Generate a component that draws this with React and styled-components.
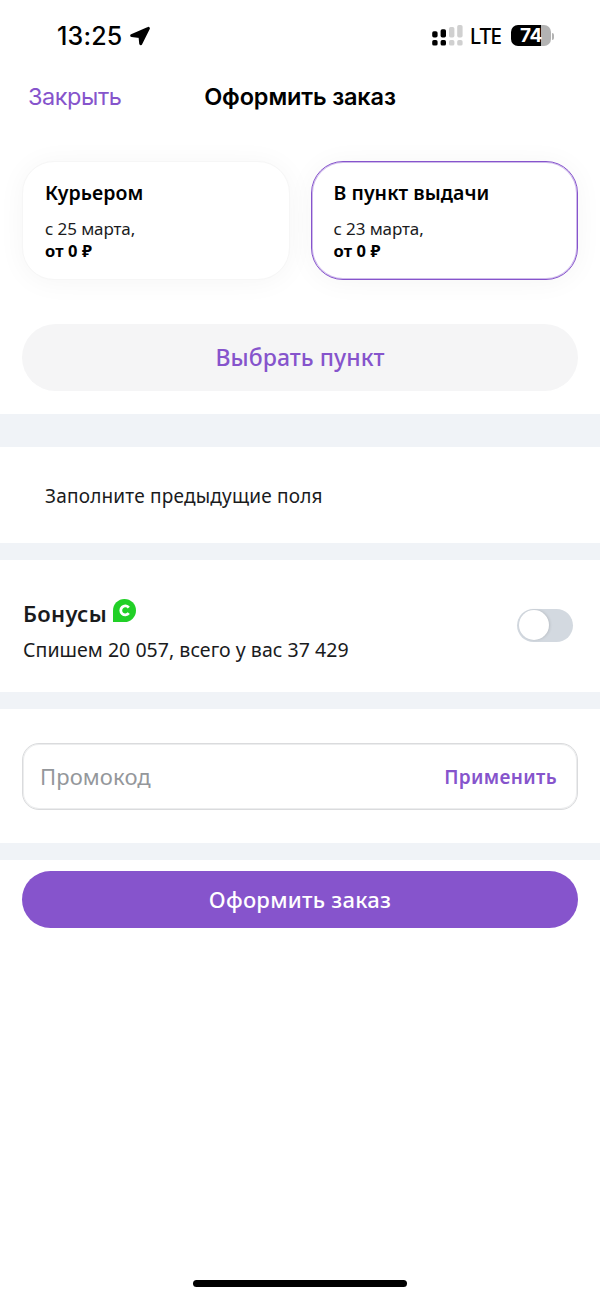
import { useState } from "react";
import styled, { createGlobalStyle } from "styled-components";

const deliveryOptions = [
    { id: "courier", title: "Курьером", date: "с 25 марта,", price: "от 0 ₽" },
    { id: "pickup", title: "В пункт выдачи", date: "с 23 марта,", price: "от 0 ₽" },
];

function StatusBar() {
    return (
        <StatusContainer>
            <StatusLeft>
                <Clock>13:25</Clock>
                <svg width="20" height="20" viewBox="0 0 20 20">
                    <path
                        d="M18.2 2 1.5 9.2c-.4.2-.3.8.2.8l7.9.9.7 6.9c.1.5.7.6.9.1L18.8 2.5c.1-.4-.2-.7-.6-.5Z"
                        fill="#000"
                        stroke="#000"
                        strokeWidth="2.1"
                        strokeLinejoin="round"
                    />
                </svg>
            </StatusLeft>

            <StatusRight>
                <svg width="31" height="22" viewBox="0 0 31 22">
                    <rect x="0.2" y="6.2" width="5.4" height="6.3" rx="1.7" />
                    <rect x="8.6" y="4.2" width="5.4" height="8.3" rx="1.7" />
                    <rect x="17" y="2" width="5.4" height="10.5" rx="1.7" fill="#d0d0d0" />
                    <rect x="25.2" y="0" width="5.4" height="12.5" rx="1.7" fill="#d0d0d0" />
                    <rect x="0.2" y="15" width="5.4" height="5.6" rx="1.7" />
                    <rect x="8.6" y="15" width="5.4" height="5.6" rx="1.7" />
                    <rect x="17" y="15" width="5.4" height="5.6" rx="1.7" fill="#d0d0d0" />
                    <rect x="25.2" y="15" width="5.4" height="5.6" rx="1.7" fill="#d0d0d0" />
                </svg>
                <Network>LTE</Network>
                <Battery>74</Battery>
                <BatteryCap />
            </StatusRight>
        </StatusContainer>
    );
}

function App() {
    const [delivery, setDelivery] = useState("pickup");
    const [useBonuses, setUseBonuses] = useState(false);
    const [promo, setPromo] = useState("");

    return (
        <Container>
            <GlobalStyle />

            <StatusBar />

            <Header>
                <CloseButton>Закрыть</CloseButton>
                <Title>Оформить заказ</Title>
            </Header>

            <DeliverySection>
                <Cards>
                    {deliveryOptions.map((option) => (
                        <Card
                            key={option.id}
                            $active={delivery === option.id}
                            onClick={() => setDelivery(option.id)}
                        >
                            <CardTitle>{option.title}</CardTitle>
                            <CardDate>{option.date}</CardDate>
                            <CardPrice>{option.price}</CardPrice>
                        </Card>
                    ))}
                </Cards>
                <PickButton>Выбрать пункт</PickButton>
            </DeliverySection>

            <Divider $height={33.5} />

            <Notice>Заполните предыдущие поля</Notice>

            <Divider $height={17} />

            <BonusSection>
                <BonusInfo>
                    <BonusTitle>
                        Бонусы
                        <svg width="23" height="23" viewBox="0 0 23 23">
                            <path d="M0 23V11.5A11.5 11.5 0 1 1 11.5 23Z" fill="#21d027" />
                            <path
                                d="M15.8 8.6A4.5 4.5 0 1 0 15.8 14.2"
                                fill="none"
                                stroke="#fff"
                                strokeWidth="2.8"
                            />
                        </svg>
                    </BonusTitle>
                    <BonusText>Спишем 20 057, всего у вас 37 429</BonusText>
                </BonusInfo>
                <Toggle $on={useBonuses} onClick={() => setUseBonuses(!useBonuses)}>
                    <Knob />
                </Toggle>
            </BonusSection>

            <Divider $height={17} />

            <PromoSection>
                <PromoField>
                    <PromoInput
                        placeholder="Промокод"
                        value={promo}
                        onChange={(e) => setPromo(e.target.value)}
                    />
                    <ApplyButton type="button">Применить</ApplyButton>
                </PromoField>
            </PromoSection>

            <Divider $height={17} />

            <Footer>
                <SubmitButton>Оформить заказ</SubmitButton>
            </Footer>

            <HomeIndicator />
        </Container>
    );
}

export default App;

const GlobalStyle = createGlobalStyle`
* {
    box-sizing: border-box;
}

body {
    margin: 0;
    background-color: white;
}

button, input {
    font-family: inherit;
    border: 0;
    padding: 0;
    background: none;
    outline: 0;
}
`;

const Container = styled.div`
width: 600px;
height: 1297px;
display: flex;
flex-direction: column;
overflow: hidden;
background-color: white;
color: #1a1b1d;
font-family: "Noto Sans", sans-serif;
`;

const StatusContainer = styled.div`
height: 72px;
flex-shrink: 0;
display: flex;
justify-content: space-between;
padding: 0 46px 0 57px;
color: black;
font-family: "Inter", sans-serif;
`;

const StatusLeft = styled.div`
display: flex;
align-items: center;
gap: 7px;
`;

const Clock = styled.span`
font-size: 25px;
font-weight: 550;
line-height: 30px;
letter-spacing: 0.2px;
`;

const StatusRight = styled.div`
display: flex;
align-items: center;
`;

const Network = styled.span`
margin-left: 7px;
padding-bottom: 1px;
font-family: "Noto Sans", sans-serif;
font-size: 21px;
font-weight: 500;
line-height: 26px;
letter-spacing: -1px;
`;

const Battery = styled.div`
width: 40px;
height: 21px;
margin: -1px 1px 0 10px;
border-radius: 7px;
background: linear-gradient(to right, black 74%, #b3b3b3 74%);
color: white;
font-size: 19px;
font-weight: 700;
line-height: 22px;
letter-spacing: -0.5px;
text-align: center;
`;

const BatteryCap = styled.div`
width: 2px;
height: 7px;
border-radius: 0 3px 3px 0;
background-color: #b3b3b3;
`;

const Header = styled.div`
height: 50px;
flex-shrink: 0;
display: grid;
grid-template-columns: 1fr auto 1fr;
align-items: center;
padding: 0 28px;
font-family: "Inter", sans-serif;
`;

const CloseButton = styled.button`
justify-self: start;
color: #8654cc;
font-size: 23.5px;
line-height: 30px;
letter-spacing: -0.45px;
`;

const Title = styled.h1`
margin: 0;
color: black;
font-size: 23.5px;
font-weight: 600;
line-height: 30px;
letter-spacing: -0.15px;
`;

const DeliverySection = styled.div`
height: 291.5px;
flex-shrink: 0;
padding: 38.5px 22px 0;
`;

const Cards = styled.div`
display: grid;
grid-template-columns: 1fr 1fr;
gap: 21px;
`;

const Card = styled.div`
height: 119px;
padding: 18px 22px 0;
border: 1px solid ${(props) => (props.$active ? "#8654cc" : "#f6f6f6")};
border-radius: 32px;
background-color: white;
box-shadow: 0 2px 28px rgba(0, 0, 0, 0.045),
    inset 0 0 0 1px ${(props) => (props.$active ? "rgba(134, 84, 204, 0.4)" : "transparent")};
`;

const CardTitle = styled.div`
color: black;
font-size: 19.5px;
font-weight: 600;
line-height: 26px;
letter-spacing: 0.05px;
`;

const CardDate = styled.div`
margin-top: 11px;
font-size: 17px;
line-height: 23px;
letter-spacing: -0.1px;
`;

const CardPrice = styled.div`
color: black;
font-size: 16.5px;
font-weight: 700;
line-height: 22px;
letter-spacing: 0.1px;
`;

const PickButton = styled.button`
display: block;
width: 100%;
height: 67px;
margin-top: 44.5px;
padding-bottom: 1px;
border-radius: 34px;
background-color: #f5f5f6;
color: #8654cc;
font-size: 23px;
font-weight: 500;
letter-spacing: 0.05px;
`;

const Divider = styled.div`
height: ${(props) => props.$height}px;
flex-shrink: 0;
background-color: #f0f3f7;
`;

const Notice = styled.div`
height: 95.5px;
flex-shrink: 0;
padding: 35px 45px 0;
font-size: 19px;
line-height: 28px;
letter-spacing: 0.2px;
`;

const BonusSection = styled.div`
height: 132.5px;
flex-shrink: 0;
display: flex;
justify-content: space-between;
padding: 39px 27px 0 23px;
`;

const BonusInfo = styled.div``;

const BonusTitle = styled.div`
display: flex;
gap: 6px;
font-size: 22px;
font-weight: 600;
line-height: 29px;
letter-spacing: 0.3px;
`;

const BonusText = styled.div`
margin-top: 8px;
font-size: 19.5px;
line-height: 28px;
letter-spacing: 0.04px;
`;

const Toggle = styled.button`
display: flex;
justify-content: ${(props) => (props.$on ? "flex-end" : "flex-start")};
align-items: center;
width: 56px;
height: 33px;
margin-top: 10px;
padding: 0 2px;
border-radius: 17px;
background-color: ${(props) => (props.$on ? "#21d027" : "#d3d9e0")};
`;

const Knob = styled.span`
width: 30px;
height: 30px;
border-radius: 50%;
background-color: white;
box-shadow: 1px 0 3px rgba(0, 0, 0, 0.12);
`;

const PromoSection = styled.div`
height: 134px;
flex-shrink: 0;
padding: 33.5px 22px 0;
`;

const PromoField = styled.form`
height: 67px;
display: flex;
align-items: center;
padding: 0 20px 0 17px;
border: 1px solid #dadbdd;
border-radius: 17px;
box-shadow: inset 0 0 0 1px rgba(218, 219, 221, 0.5);
`;

const PromoInput = styled.input`
flex: 1;
min-width: 0;
color: #1a1b1d;
font-size: 22px;
letter-spacing: 0.1px;

&::placeholder {
    color: #94979b;
    opacity: 1;
}
`;

const ApplyButton = styled.button`
padding-top: 1px;
color: #8654cc;
font-size: 19px;
font-weight: 600;
letter-spacing: 0.35px;
`;

const Footer = styled.div`
flex: 1;
padding: 11px 22px 0;
`;

const SubmitButton = styled.button`
display: block;
width: 100%;
height: 57px;
padding-bottom: 2px;
border-radius: 29px;
background-color: #8654cc;
color: white;
font-size: 22px;
font-weight: 550;
letter-spacing: 0.25px;
`;

const HomeIndicator = styled.div`
width: 214px;
height: 7px;
flex-shrink: 0;
margin: 0 auto 10px;
border-radius: 4px;
background-color: black;
`;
_____
▸ **THE EXERCISE**
Reproduce the material above from its first line through the line containing "</StatusLeft>", both ends included, and skip every picture.

▸ **WRITTEN REPLY**
Generate a component that draws this with React and styled-components.
import { useState } from "react";
import styled, { createGlobalStyle } from "styled-components";

const deliveryOptions = [
    { id: "courier", title: "Курьером", date: "с 25 марта,", price: "от 0 ₽" },
    { id: "pickup", title: "В пункт выдачи", date: "с 23 марта,", price: "от 0 ₽" },
];

function StatusBar() {
    return (
        <StatusContainer>
            <StatusLeft>
                <Clock>13:25</Clock>
                <svg width="20" height="20" viewBox="0 0 20 20">
                    <path
                        d="M18.2 2 1.5 9.2c-.4.2-.3.8.2.8l7.9.9.7 6.9c.1.5.7.6.9.1L18.8 2.5c.1-.4-.2-.7-.6-.5Z"
                        fill="#000"
                        stroke="#000"
                        strokeWidth="2.1"
                        strokeLinejoin="round"
                    />
                </svg>
            </StatusLeft>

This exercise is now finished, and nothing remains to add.